Vivian Maier, Forma Meravigli, Milano

14 Dicembre 2015
Vivian Maier, Senza Titolo. Fotografia. Vivian Maier-Maloof Collection. Courtesy Howard Greenberg Gallery, New York
Vivian Maier, Senza Titolo. Fotografia. Vivian Maier-Maloof Collection. Courtesy Howard Greenberg Gallery, New York

Di Vivian Maier arriva inevitabilmente prima il mito del caso mediatico, poi l’artista. Una vita che ha dell’incredibile, spesa a perseguire l’invisibilità. Era una tata per le eleganti famiglie della upper class americana e coltivò con tenacia la sua immagine esteriore, con tutti gli stereotipi della bambinaia. Ma all’insaputa di tutti, era una raffinata fotografa autodidatta, solitaria e geniale. Questa clandestinità artistica è potuta sopravvivere grazie alle sue indubbie capacità mimetiche ma soprattutto all’incapacità dell’essere umano di credere a ciò che manda in frantumi gli schemi di abitudini mentali preconcette.

A tirarla fuori dall’oblio un colpo di fortuna, quando John Maloof compra all’asta il contenuto di un box, dove era conservato con cura parte del suo archivio. È l’inizio della consacrazione, avvenuta dopo la sua morte. Nel tempo, sono emerse oltre centomila immagini, tra negativi, pellicole mai sviluppate e poche stampe in piccolo formato; che la Maier non ha mai condiviso, pubblicato o esposto. Una selezione di questa immensa produzione è in mostra a Milano, negli spazi di Forma Meravigli, con il titolo Vivian Maier.
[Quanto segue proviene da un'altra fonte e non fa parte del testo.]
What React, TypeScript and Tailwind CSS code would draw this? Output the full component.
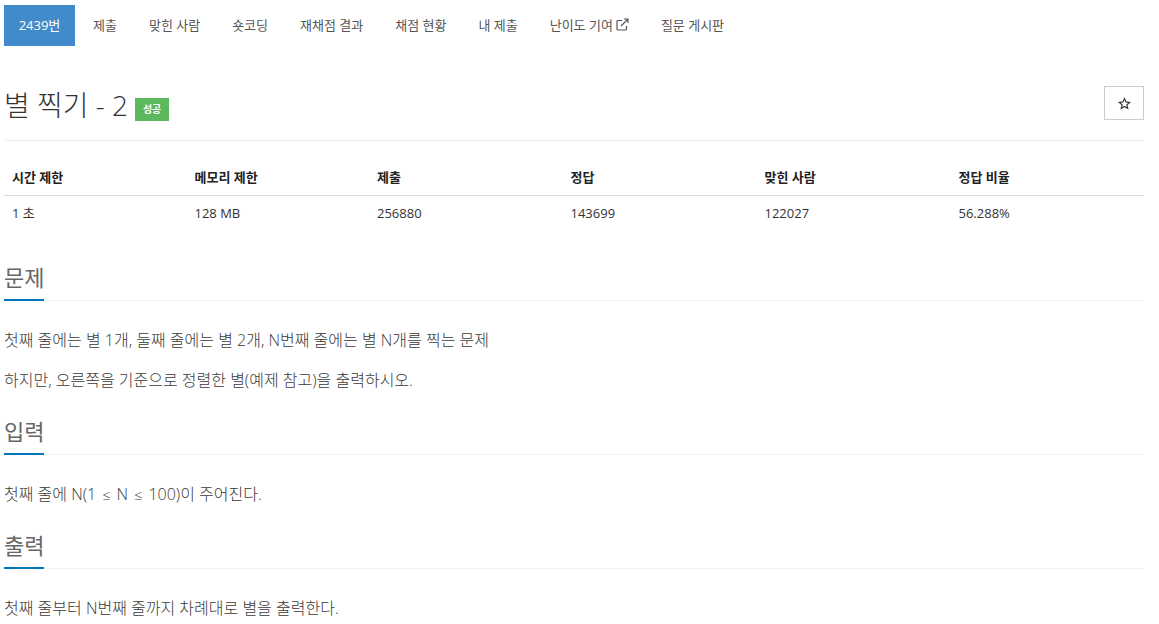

Una fotografa ritrovata. Foto in un bianco e nero, realizzate tra gli anni Cinquanta e Sessanta con la Rolleiflex che amava, nelle città dove ha vissuto – soprattutto New York e Chicago – o viaggiato; alcuni scatti a colori del decennio successivo, realizzate con la Leica, e le sperimentazioni nei filmati in super 8. Con un’estrema attenzione alla costruzione formale, ai piccoli dettagli, e uno sguardo empatico, a volte declinato in chiave ironica, quasi intransigente, creava un gioco di rimandi tra sé e ciò che inquadrava: la strada, gli scorci e le simmetrie urbane, gli abitanti sconosciuti delle città, la sua stessa immagine. Istanti rubati, irripetibili, capaci di restituire un frammento di storie, pezzi di vita, lo spirito del luogo, spaziando dal poetico allo spiacevole. Una narrazione intensa, personalissima, del tempo in cui vive, delle sue trasformazioni e contrasti. Anche nei ritratti – signore dell’alta borghesia, bambini, emarginati, anziani, lavoratori – i soggetti sono colti di soppiatto, accogliendo e valorizzando gli attimi, i dettagli, in cui il vero si manifesta, per dispiegarlo e comprenderlo. Spesso si fotografava nelle superfici riflettenti, specchi, pozzanghere, finestre, vetrine. O attraverso la sua ombra. Non sono autoritratti celebrativi. Nel lavoro di Vivian Maier la questione del senso è centrale, la perplessità del senso dell’esserci e il tentativo di coglierlo attraverso la fotografia. Probabilmente non scioglieremo mai il mistero che la circonda, ma questo non è importante. Ciò che conta è la capacità della sua fotografia di rivelare quanto può celarsi dietro l’apparenza, di creare una sospensione, dove l’invisibile diventava visibile.